Monday, May 31, 2004

Psychology and atrocity.

In PSYCH 101, we talked about the Milgram Experiment, and we talked about Kitty Genovese. I later learned about the Stanford Prison Experiment. These all variously demonstrate how real people don't necessarily do the good things others expect.

In Milgram's experiment, ordinary people were made to kill another person. They didn't really kill anyone, but they didn't know that. The experiment was done at a time when the Nazis were saying, "just following orders." Milgram showed that people really do just follow orders.

The case of Kitty Genovese, as popularized, had a few dozen neighbors watching as a woman was murdered. Everyone thought someone else would call authorities, so no one did. In my psych class, we called this the "bystander effect" or "diffusion of responsibility." There's some dispute about whether the situation really was as popularized and so the bystander effect may not apply, but the effect is real. The more people there are to take responsibility, the less likely any of them are to do it.
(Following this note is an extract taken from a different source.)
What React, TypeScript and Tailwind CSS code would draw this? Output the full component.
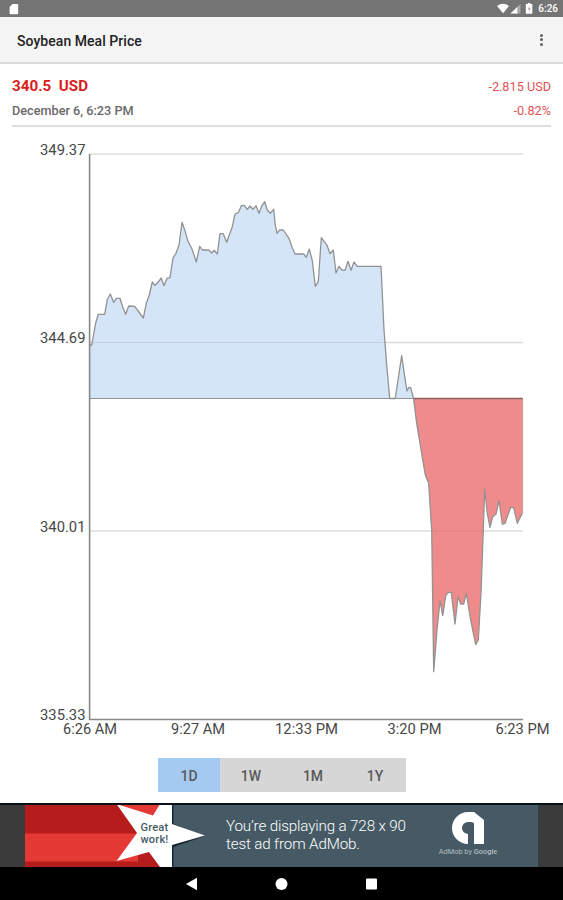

In the Stanford Prison Experiment, ordinary students were put in the roles of guards and prisoners. In a short time, the guards had assumed their roles to the point of being sadistic. MTV News points out that the conditions at Abu Ghraib prison in Baghdad were similar to the Stanford Prison experiment in many ways.

In the situation at Abu Ghraib, the results follow from human nature. That's not to say that the soldiers who did it are "off the hook." We don't let toddlers play with matches just because it's their nature to be curious. It means that in the future, we must prevent the situation from happening again.

You don't keep matches laying around where the two-year-old can get them. You don't put young soldiers in charge of prisoners with no supervision.